Although hieroglyphics are Egyptian, the word hieroglyphics is Greek. “Hiero” means “holy” and “glyphics” means “marks” or “writings” – so the word means “holy writings“. The Egyptians believed there was great power in a name. If someone’s name was remembered then he or she would survive in the afterlife. That’s why pharaohs’ names were written in hieroglyphics in their tombs. Hieroglyphics were composed of pictures of living creatures, objects used in daily life or symbols.
 
These painstakingly drawn symbols were great for decorating the walls of temples but for conducting day to day business there was another script, known as hieratic This was a handwriting in which the picture signs were abbreviated.

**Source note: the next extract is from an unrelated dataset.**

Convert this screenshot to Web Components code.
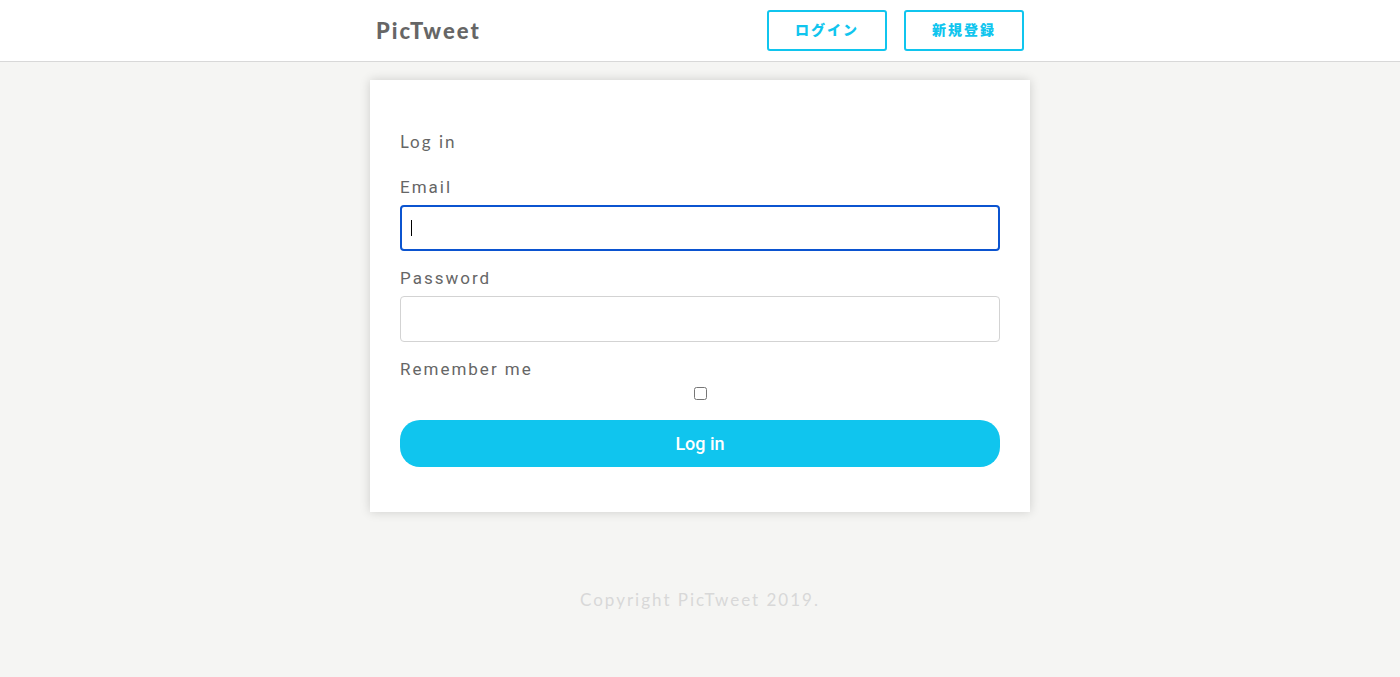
<!DOCTYPE html>
<html lang="ja">
<head>
<meta charset="utf-8">
<meta name="viewport" content="width=device-width, initial-scale=1">
<title>PicTweet</title>
<style>
body { margin: 0; min-height: 100vh; background: #f5f5f3; color: #666; font: 17px/24px Lato, "Noto Sans CJK JP", sans-serif; letter-spacing: 2px; }
</style>
</head>
<body>
<site-header>
  <nav-button href="#login">ログイン</nav-button>
  <nav-button href="#signup">新規登録</nav-button>
</site-header>
<login-card>
  <text-field label="Email" type="email" name="email" focused></text-field>
  <text-field label="Password" type="password" name="password"></text-field>
  <check-field label="Remember me" name="remember"></check-field>
  <submit-button>Log in</submit-button>
</login-card>
<site-footer>Copyright PicTweet 2019.</site-footer>
<script>
class BaseElement extends HTMLElement {
  render(html) {
    const t = document.createElement('template');
    t.innerHTML = '<style>*{box-sizing:border-box}:host{display:block}</style>' + html;
    this.attachShadow({ mode: 'open' }).append(t.content.cloneNode(true));
  }
}
customElements.define('site-header', class extends BaseElement {
  constructor() {
    super();
    this.render(`<style>
      header { background: #fff; border-bottom: 1px solid #d8d8d8; padding: 10px 0; }
      .inner { max-width: 660px; margin: auto; padding: 0 6px; display: flex; align-items: center; justify-content: space-between; }
      .logo { color: inherit; text-decoration: none; font-size: 22px; font-weight: 900; }
      nav { display: flex; gap: 17px; }
    </style>
    <header><div class="inner"><a class="logo" href="#">PicTweet</a><nav><slot></slot></nav></div></header>`);
  }
});
customElements.define('nav-button', class extends BaseElement {
  constructor() {
    super();
    this.render(`<style>
      a { display: block; width: 120px; padding: 7px 0 10px; border: 2px solid #10c5ee; border-radius: 3px; color: #10c5ee;
        font: 900 14px/20px "Noto Sans CJK JP", sans-serif; text-align: center; text-decoration: none; }
    </style><a href="${this.getAttribute('href')}"><slot></slot></a>`);
  }
});
customElements.define('login-card', class extends BaseElement {
  constructor() {
    super();
    this.render(`<style>
      main { max-width: 660px; margin: 18px auto 0; padding: 50px 30px 45px; background: #fff; box-shadow: 0 0 10px rgba(0,0,0,.16); }
      h1 { margin: 0 0 21px; font-size: 17px; line-height: 24px; font-weight: 400; }
      form { display: grid; gap: 15px; }
    </style><main><h1>Log in</h1><form><slot></slot></form></main>`);
  }
});
customElements.define('text-field', class extends BaseElement {
  constructor() {
    super();
    const focused = this.hasAttribute('focused');
    this.render(`<style>
      label { display: block; margin-bottom: 6px; font-family: Roboto, sans-serif; }
      .box { position: relative; }
      input { display: block; width: 100%; height: 46px; padding: 0 10px; border: 1px solid #d3d3d3; border-radius: 4px; background: #fff; font: 16px Roboto, sans-serif; color: #000; outline: none; }
      input.focused { border: 2px solid #0b54d0; caret-color: transparent; }
      .caret { position: absolute; left: 11px; top: 15px; width: 1px; height: 16px; background: #000; }
    </style>
    <label for="field">${this.getAttribute('label')}</label>
    <div class="box"><input id="field" class="${focused ? 'focused' : ''}" type="${this.getAttribute('type')}" name="${this.getAttribute('name')}">
    ${focused ? '<span class="caret" aria-hidden="true"></span>' : ''}</div>`);
  }
});
customElements.define('check-field', class extends BaseElement {
  constructor() {
    super();
    this.render(`<style>
      label { display: block; margin-bottom: 6px; font-family: Roboto, sans-serif; }
      input { display: block; width: 13px; height: 13px; margin: 0 auto 5px; }
    </style>
    <label for="check">${this.getAttribute('label')}</label>
    <input id="check" type="checkbox" name="${this.getAttribute('name')}">`);
  }
});
customElements.define('submit-button', class extends BaseElement {
  constructor() {
    super();
    this.render(`<style>
      button { display: block; width: 100%; height: 47px; border: 0; border-radius: 20px; background: #10c5ee; color: #fff; font: 500 18px Roboto, sans-serif; letter-spacing: normal; }
    </style><button type="button"><slot></slot></button>`);
  }
});
customElements.define('site-footer', class extends BaseElement {
  constructor() {
    super();
    this.render(`<style>
      footer { padding: 76px 0 65px; text-align: center; color: #d8d8d8; }
    </style><footer><slot></slot></footer>`);
  }
});
</script>
</body>
</html>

Hieroglyphs can be written in almost any direction; left to right, right to left, or top to bottom. The reader would figure out which way to read it by the direction that the symbols were facing. There was no punctuation used in hieroglyphics & one of the goals in using hieroglyphics was that the writing would look beautiful, like art. A single picture symbol could mean a whole word, called an ideogram, or a sound, called a phonogram. For example, a picture of an eye could mean the word "eye" or the letter "I".
 

Ancient Egypt & archaeology
A scrib, The Egyptian Museum of Antiquities, Cairo

Since writing in hieroglyphics was so complicated, it took years of education and practice to be able to do it. The people who trained to write were called scribes. They would start training at a very young age of six or seven. Being a scribe was a good job in Ancient Egypt. They were very highly thought of and only the children of the wealthy got the opportunity to train as scribes. A very famous scribe was Imhotep. He became high priest of the sun god, designed the first pyramid, and was later turned into a god.
 
Hieroglyphs were written on tablets and temple walls, but they were also written on papyrus reed. The reeds were flattened, dried, and stuck together to make pages. The Rosetta Stone, found in 1799 by French soldiers, was the key to help work out how to read hieroglyphs. The stone was carved with the same piece of text in three different languages: Middle Egyptian hieroglyphs, Demotic and Greek. The French historian Jean-Francois Champollion successfully translated the hieroglyphs in the 1820s. It is thanks to him that we are now able to understand the many hieroglyphs that have been discovered.